Objective
Each line containing the word "this" should be found and copied.

**** Material ****

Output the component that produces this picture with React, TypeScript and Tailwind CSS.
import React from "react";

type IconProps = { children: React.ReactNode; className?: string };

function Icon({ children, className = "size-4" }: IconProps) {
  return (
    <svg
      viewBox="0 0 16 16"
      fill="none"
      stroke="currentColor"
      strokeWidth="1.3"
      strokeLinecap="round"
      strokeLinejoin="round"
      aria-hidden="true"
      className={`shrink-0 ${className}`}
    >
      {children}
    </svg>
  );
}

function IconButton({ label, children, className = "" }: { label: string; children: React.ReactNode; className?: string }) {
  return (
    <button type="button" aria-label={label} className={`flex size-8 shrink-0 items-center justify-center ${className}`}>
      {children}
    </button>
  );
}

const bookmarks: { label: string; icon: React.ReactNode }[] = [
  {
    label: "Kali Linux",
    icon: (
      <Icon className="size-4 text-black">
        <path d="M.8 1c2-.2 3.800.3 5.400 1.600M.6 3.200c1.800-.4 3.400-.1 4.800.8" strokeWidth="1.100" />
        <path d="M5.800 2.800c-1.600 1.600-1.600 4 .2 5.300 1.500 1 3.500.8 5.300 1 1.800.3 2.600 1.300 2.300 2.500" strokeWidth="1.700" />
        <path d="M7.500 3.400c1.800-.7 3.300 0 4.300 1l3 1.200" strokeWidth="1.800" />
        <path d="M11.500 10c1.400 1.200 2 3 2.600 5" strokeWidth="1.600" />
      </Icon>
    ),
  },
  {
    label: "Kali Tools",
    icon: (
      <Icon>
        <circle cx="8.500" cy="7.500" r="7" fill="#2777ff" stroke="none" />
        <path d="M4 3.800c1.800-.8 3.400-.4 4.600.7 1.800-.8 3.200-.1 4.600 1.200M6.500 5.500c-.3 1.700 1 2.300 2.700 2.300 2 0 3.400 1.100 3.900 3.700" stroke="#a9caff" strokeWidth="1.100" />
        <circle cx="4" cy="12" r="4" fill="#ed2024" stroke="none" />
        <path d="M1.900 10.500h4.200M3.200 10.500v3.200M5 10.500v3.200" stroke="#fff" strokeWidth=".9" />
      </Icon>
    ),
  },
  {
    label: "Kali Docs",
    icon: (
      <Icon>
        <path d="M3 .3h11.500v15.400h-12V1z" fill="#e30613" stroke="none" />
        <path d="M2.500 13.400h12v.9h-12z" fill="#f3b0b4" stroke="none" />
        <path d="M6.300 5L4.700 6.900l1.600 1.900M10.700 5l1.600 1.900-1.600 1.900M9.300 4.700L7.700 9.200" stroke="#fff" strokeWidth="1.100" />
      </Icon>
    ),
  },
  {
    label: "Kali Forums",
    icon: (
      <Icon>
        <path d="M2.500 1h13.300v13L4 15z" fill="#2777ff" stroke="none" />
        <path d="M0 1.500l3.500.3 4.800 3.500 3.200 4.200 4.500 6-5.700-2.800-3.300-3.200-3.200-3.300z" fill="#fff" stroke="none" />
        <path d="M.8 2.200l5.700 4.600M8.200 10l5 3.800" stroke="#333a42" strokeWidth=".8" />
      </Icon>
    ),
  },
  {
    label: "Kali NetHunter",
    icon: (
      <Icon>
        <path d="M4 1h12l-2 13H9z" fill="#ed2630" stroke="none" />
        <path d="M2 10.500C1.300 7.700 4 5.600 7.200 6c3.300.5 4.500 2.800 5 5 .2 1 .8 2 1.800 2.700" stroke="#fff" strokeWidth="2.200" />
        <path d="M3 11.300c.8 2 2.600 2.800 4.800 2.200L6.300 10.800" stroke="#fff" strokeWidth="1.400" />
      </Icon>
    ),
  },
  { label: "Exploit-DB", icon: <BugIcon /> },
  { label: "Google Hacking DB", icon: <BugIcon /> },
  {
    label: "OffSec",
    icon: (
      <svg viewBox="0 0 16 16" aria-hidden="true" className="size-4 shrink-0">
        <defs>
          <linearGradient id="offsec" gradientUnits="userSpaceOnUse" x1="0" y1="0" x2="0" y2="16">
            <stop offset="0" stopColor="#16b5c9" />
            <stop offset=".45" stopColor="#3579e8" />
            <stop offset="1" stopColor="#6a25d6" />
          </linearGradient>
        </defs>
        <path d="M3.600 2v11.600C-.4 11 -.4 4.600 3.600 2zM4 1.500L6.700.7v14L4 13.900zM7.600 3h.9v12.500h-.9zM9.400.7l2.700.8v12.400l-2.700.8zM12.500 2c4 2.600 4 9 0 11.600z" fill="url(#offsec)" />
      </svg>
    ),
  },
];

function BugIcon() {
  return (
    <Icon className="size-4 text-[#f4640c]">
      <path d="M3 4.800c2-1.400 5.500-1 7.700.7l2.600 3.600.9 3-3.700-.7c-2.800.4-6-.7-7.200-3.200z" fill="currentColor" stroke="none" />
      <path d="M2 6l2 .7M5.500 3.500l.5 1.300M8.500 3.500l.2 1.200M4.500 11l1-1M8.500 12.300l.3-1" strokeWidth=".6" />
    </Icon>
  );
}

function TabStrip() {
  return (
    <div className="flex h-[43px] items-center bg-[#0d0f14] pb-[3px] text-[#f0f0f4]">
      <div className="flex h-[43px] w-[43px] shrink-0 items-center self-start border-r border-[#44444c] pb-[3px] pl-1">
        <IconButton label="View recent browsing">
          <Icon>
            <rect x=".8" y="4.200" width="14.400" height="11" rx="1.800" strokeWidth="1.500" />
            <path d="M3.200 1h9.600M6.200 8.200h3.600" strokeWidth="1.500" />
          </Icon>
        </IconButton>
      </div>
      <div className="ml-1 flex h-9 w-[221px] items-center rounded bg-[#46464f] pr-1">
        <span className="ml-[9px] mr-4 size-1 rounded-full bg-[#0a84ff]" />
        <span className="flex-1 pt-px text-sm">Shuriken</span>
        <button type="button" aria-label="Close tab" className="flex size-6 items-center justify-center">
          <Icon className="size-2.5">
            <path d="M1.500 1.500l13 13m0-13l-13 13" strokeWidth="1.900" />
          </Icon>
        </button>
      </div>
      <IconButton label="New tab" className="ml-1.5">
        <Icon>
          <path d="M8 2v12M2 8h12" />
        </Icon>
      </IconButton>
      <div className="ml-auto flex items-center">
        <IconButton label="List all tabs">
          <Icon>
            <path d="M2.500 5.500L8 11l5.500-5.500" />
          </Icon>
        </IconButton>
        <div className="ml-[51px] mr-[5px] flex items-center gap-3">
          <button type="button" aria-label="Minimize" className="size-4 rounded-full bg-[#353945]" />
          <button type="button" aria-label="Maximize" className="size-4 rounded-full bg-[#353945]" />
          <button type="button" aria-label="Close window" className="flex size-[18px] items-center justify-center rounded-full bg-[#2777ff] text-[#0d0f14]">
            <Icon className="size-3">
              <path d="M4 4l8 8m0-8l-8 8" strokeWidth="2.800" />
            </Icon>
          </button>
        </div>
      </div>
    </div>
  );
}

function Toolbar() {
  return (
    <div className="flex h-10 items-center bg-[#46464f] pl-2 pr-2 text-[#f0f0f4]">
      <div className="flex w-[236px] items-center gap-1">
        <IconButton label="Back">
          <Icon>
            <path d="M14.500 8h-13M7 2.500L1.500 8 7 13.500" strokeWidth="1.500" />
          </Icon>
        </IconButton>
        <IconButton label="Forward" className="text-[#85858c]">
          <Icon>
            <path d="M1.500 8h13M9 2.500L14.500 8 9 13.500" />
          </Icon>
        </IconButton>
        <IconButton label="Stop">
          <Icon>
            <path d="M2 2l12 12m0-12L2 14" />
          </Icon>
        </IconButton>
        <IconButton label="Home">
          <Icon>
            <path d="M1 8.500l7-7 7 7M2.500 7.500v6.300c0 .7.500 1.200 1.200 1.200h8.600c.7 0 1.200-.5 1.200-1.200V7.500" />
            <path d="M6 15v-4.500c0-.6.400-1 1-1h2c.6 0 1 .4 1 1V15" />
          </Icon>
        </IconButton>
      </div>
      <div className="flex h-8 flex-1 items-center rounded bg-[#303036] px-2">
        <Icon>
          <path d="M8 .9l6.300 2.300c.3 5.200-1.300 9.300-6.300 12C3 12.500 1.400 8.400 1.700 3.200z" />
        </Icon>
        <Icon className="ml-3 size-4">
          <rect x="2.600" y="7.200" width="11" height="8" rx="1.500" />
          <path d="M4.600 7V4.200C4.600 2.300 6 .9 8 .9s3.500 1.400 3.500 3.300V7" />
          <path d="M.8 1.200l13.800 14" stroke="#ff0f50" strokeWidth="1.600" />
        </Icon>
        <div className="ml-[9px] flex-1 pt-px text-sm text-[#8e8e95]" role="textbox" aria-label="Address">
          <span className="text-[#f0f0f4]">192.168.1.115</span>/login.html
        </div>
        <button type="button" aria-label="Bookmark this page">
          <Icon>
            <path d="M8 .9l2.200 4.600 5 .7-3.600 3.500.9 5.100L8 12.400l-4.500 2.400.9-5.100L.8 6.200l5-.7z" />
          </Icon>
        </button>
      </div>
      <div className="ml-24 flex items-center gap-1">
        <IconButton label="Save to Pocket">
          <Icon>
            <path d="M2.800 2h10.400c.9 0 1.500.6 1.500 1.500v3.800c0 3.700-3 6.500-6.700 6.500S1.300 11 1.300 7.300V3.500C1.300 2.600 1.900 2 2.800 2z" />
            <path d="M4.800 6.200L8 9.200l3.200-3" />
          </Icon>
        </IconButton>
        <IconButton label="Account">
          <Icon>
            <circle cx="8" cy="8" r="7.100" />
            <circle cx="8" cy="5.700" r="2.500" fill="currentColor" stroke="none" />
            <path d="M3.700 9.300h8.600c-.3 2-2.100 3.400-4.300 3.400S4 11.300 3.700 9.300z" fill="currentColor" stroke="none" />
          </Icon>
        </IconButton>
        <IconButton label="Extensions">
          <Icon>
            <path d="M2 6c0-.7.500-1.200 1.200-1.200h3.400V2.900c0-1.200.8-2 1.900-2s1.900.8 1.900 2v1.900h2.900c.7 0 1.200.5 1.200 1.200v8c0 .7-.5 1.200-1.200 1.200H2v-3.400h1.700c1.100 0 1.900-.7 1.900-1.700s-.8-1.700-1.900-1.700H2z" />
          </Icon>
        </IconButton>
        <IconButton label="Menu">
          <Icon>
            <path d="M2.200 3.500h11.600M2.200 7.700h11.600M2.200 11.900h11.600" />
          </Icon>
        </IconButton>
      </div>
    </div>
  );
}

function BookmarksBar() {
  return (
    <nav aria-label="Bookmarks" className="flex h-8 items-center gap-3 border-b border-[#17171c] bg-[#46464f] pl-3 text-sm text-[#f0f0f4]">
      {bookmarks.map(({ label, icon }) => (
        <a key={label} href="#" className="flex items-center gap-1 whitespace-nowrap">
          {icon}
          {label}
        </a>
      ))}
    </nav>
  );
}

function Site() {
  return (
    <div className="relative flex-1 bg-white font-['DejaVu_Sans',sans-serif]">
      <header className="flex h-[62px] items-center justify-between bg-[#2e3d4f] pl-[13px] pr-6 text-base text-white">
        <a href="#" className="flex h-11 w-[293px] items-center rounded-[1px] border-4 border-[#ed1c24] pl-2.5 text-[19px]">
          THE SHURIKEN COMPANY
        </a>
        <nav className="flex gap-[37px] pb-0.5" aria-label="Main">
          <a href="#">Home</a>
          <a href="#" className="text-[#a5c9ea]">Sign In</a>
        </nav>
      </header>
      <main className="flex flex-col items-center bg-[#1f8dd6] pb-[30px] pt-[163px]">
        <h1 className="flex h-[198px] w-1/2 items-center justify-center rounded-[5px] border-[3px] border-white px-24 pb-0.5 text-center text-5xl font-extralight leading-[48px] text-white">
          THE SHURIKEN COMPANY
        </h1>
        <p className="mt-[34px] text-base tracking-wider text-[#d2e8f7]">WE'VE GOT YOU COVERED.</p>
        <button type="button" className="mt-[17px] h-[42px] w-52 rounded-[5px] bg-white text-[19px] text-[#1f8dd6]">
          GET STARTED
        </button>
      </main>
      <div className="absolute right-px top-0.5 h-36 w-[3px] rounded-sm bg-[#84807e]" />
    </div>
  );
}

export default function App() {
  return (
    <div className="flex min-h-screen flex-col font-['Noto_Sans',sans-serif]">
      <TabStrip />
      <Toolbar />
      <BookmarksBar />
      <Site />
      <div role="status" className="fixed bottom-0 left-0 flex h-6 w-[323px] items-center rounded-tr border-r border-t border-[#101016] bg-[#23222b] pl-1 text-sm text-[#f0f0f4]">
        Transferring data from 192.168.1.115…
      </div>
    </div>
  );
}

****

Output of the exercise
Output the component that produces this picture with React, TypeScript and Tailwind CSS.
        <button type="button" aria-label="Bookmark this page">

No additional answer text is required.